▶ [The task]:
Repeat the material below word for word and leave out all pictures.

▶ [Data shown]:

━━━━━━━━━━━━━━━━━━━━━━━━━━━━━━

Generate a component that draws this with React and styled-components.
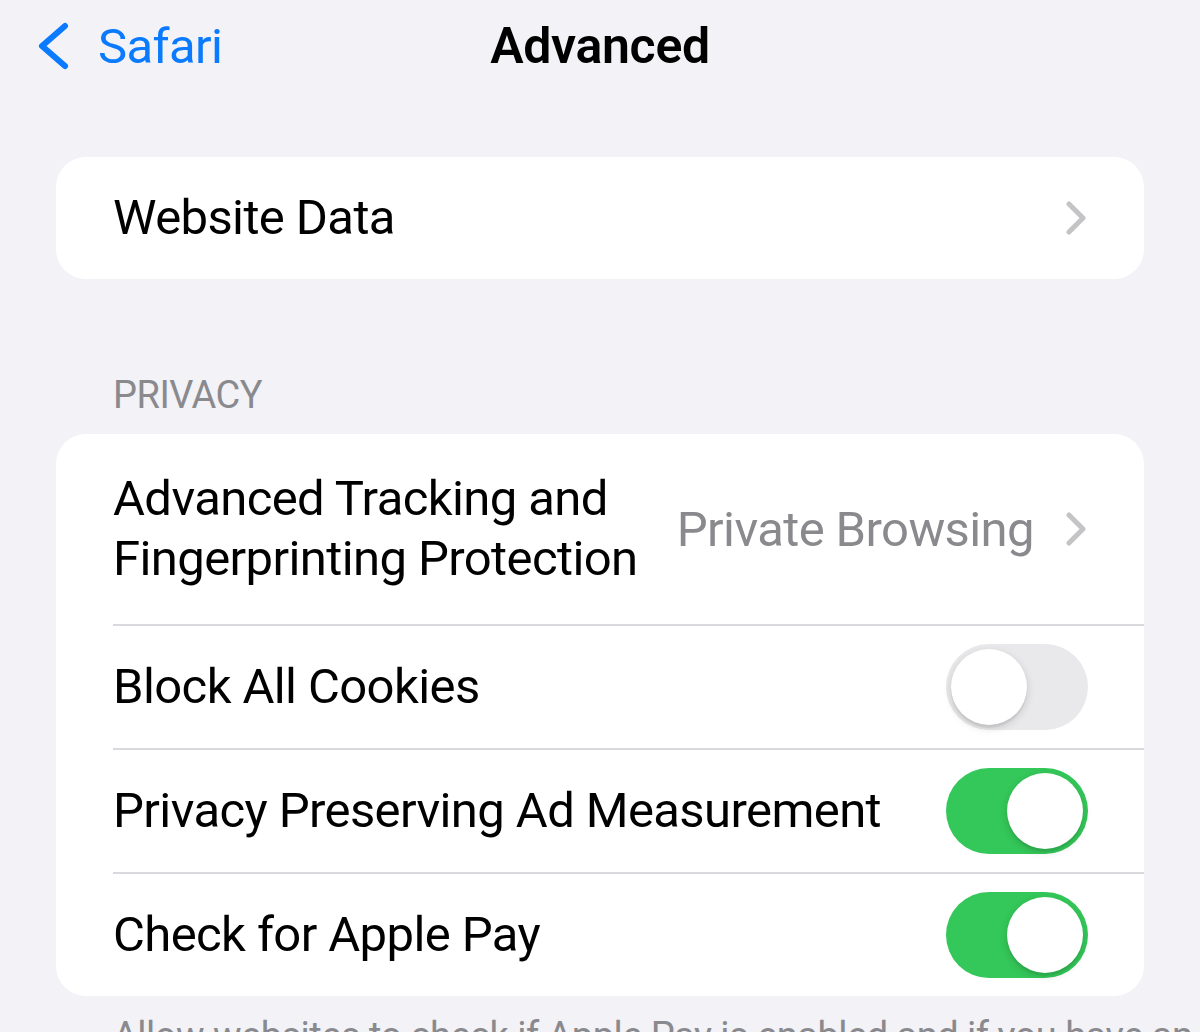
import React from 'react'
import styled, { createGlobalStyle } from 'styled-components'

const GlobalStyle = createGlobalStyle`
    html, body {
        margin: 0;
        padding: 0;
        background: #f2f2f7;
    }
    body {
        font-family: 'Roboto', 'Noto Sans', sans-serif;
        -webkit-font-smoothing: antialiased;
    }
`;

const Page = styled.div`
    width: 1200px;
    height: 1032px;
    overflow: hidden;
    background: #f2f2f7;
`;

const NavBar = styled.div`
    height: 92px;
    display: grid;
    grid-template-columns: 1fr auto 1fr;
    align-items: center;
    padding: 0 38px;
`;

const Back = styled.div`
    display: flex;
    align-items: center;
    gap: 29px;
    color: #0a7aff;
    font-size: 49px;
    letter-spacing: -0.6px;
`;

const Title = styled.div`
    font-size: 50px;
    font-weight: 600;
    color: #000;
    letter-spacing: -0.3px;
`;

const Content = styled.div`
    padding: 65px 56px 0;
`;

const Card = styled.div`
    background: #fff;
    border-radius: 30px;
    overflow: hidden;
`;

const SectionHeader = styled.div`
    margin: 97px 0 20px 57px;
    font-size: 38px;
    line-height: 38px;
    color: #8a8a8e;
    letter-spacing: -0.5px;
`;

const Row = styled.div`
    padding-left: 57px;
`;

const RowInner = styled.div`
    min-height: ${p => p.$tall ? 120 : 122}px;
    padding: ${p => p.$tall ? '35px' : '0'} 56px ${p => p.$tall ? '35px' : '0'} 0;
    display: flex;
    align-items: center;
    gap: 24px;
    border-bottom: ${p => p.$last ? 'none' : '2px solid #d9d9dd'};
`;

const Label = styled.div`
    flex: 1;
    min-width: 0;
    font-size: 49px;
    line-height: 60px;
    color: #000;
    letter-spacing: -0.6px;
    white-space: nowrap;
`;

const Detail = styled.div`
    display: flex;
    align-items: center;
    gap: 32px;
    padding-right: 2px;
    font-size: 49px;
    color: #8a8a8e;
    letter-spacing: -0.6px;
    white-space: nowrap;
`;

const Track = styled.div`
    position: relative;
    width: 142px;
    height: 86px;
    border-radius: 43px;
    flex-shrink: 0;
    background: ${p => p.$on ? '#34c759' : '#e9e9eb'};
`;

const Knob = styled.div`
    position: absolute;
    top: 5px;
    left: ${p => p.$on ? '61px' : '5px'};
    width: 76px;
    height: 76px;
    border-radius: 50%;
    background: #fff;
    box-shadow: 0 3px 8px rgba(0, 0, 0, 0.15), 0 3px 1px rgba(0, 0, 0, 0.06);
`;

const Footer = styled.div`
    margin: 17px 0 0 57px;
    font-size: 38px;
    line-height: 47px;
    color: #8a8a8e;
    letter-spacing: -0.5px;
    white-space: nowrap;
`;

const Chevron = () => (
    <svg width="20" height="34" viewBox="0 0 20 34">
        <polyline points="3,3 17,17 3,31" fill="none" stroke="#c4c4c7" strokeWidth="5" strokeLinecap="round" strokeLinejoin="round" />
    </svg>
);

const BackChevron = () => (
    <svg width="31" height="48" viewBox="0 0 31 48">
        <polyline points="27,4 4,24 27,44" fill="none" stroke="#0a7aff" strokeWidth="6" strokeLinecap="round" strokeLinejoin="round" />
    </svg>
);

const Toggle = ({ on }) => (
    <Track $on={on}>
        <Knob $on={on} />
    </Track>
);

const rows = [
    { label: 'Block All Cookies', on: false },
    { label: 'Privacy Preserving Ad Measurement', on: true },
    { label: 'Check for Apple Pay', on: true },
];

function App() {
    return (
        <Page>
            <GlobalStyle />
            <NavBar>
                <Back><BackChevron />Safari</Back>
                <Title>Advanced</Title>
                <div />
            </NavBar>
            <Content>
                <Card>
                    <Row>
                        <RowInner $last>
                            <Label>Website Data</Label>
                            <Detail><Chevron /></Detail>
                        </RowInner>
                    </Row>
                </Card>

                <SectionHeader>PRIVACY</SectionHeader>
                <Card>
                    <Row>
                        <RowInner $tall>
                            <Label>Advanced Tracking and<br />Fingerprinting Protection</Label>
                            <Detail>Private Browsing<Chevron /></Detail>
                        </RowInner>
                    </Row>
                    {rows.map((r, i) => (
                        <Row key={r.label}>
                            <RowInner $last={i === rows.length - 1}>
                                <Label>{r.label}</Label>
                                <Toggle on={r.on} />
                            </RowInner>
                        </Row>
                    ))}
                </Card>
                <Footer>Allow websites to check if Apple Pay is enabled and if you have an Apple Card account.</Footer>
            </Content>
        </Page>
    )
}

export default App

━━━━━━━━━━━━━━━━━━━━━━━━━━━━━━

▶ [Worked answer]:
Generate a component that draws this with React and styled-components.
import React from 'react'
import styled, { createGlobalStyle } from 'styled-components'

const GlobalStyle = createGlobalStyle`
    html, body {
        margin: 0;
        padding: 0;
        background: #f2f2f7;
    }
    body {
        font-family: 'Roboto', 'Noto Sans', sans-serif;
        -webkit-font-smoothing: antialiased;
    }
`;

const Page = styled.div`
    width: 1200px;
    height: 1032px;
    overflow: hidden;
    background: #f2f2f7;
`;

const NavBar = styled.div`
    height: 92px;
    display: grid;
    grid-template-columns: 1fr auto 1fr;
    align-items: center;
    padding: 0 38px;
`;

const Back = styled.div`
    display: flex;
    align-items: center;
    gap: 29px;
    color: #0a7aff;
    font-size: 49px;
    letter-spacing: -0.6px;
`;

const Title = styled.div`
    font-size: 50px;
    font-weight: 600;
    color: #000;
    letter-spacing: -0.3px;
`;

const Content = styled.div`
    padding: 65px 56px 0;
`;

const Card = styled.div`
    background: #fff;
    border-radius: 30px;
    overflow: hidden;
`;

const SectionHeader = styled.div`
    margin: 97px 0 20px 57px;
    font-size: 38px;
    line-height: 38px;
    color: #8a8a8e;
    letter-spacing: -0.5px;
`;

const Row = styled.div`
    padding-left: 57px;
`;

const RowInner = styled.div`
    min-height: ${p => p.$tall ? 120 : 122}px;
    padding: ${p => p.$tall ? '35px' : '0'} 56px ${p => p.$tall ? '35px' : '0'} 0;
    display: flex;
    align-items: center;
    gap: 24px;
    border-bottom: ${p => p.$last ? 'none' : '2px solid #d9d9dd'};
`;

const Label = styled.div`
    flex: 1;
    min-width: 0;
    font-size: 49px;
    line-height: 60px;
    color: #000;
    letter-spacing: -0.6px;
    white-space: nowrap;
`;

const Detail = styled.div`
    display: flex;
    align-items: center;
    gap: 32px;
    padding-right: 2px;
    font-size: 49px;
    color: #8a8a8e;
    letter-spacing: -0.6px;
    white-space: nowrap;
`;

const Track = styled.div`
    position: relative;
    width: 142px;
    height: 86px;
    border-radius: 43px;
    flex-shrink: 0;
    background: ${p => p.$on ? '#34c759' : '#e9e9eb'};
`;

const Knob = styled.div`
    position: absolute;
    top: 5px;
    left: ${p => p.$on ? '61px' : '5px'};
    width: 76px;
    height: 76px;
    border-radius: 50%;
    background: #fff;
    box-shadow: 0 3px 8px rgba(0, 0, 0, 0.15), 0 3px 1px rgba(0, 0, 0, 0.06);
`;

const Footer = styled.div`
    margin: 17px 0 0 57px;
    font-size: 38px;
    line-height: 47px;
    color: #8a8a8e;
    letter-spacing: -0.5px;
    white-space: nowrap;
`;

const Chevron = () => (
    <svg width="20" height="34" viewBox="0 0 20 34">
        <polyline points="3,3 17,17 3,31" fill="none" stroke="#c4c4c7" strokeWidth="5" strokeLinecap="round" strokeLinejoin="round" />
    </svg>
);

const BackChevron = () => (
    <svg width="31" height="48" viewBox="0 0 31 48">
        <polyline points="27,4 4,24 27,44" fill="none" stroke="#0a7aff" strokeWidth="6" strokeLinecap="round" strokeLinejoin="round" />
    </svg>
);

const Toggle = ({ on }) => (
    <Track $on={on}>
        <Knob $on={on} />
    </Track>
);

const rows = [
    { label: 'Block All Cookies', on: false },
    { label: 'Privacy Preserving Ad Measurement', on: true },
    { label: 'Check for Apple Pay', on: true },
];

function App() {
    return (
        <Page>
            <GlobalStyle />
            <NavBar>
                <Back><BackChevron />Safari</Back>
                <Title>Advanced</Title>
                <div />
            </NavBar>
            <Content>
                <Card>
                    <Row>
                        <RowInner $last>
                            <Label>Website Data</Label>
                            <Detail><Chevron /></Detail>
                        </RowInner>
                    </Row>
                </Card>

                <SectionHeader>PRIVACY</SectionHeader>
                <Card>
                    <Row>
                        <RowInner $tall>
                            <Label>Advanced Tracking and<br />Fingerprinting Protection</Label>
                            <Detail>Private Browsing<Chevron /></Detail>
                        </RowInner>
                    </Row>
                    {rows.map((r, i) => (
                        <Row key={r.label}>
                            <RowInner $last={i === rows.length - 1}>
                                <Label>{r.label}</Label>
                                <Toggle on={r.on} />
                            </RowInner>
                        </Row>
                    ))}
                </Card>
                <Footer>Allow websites to check if Apple Pay is enabled and if you have an Apple Card account.</Footer>
            </Content>
        </Page>
    )
}

export default App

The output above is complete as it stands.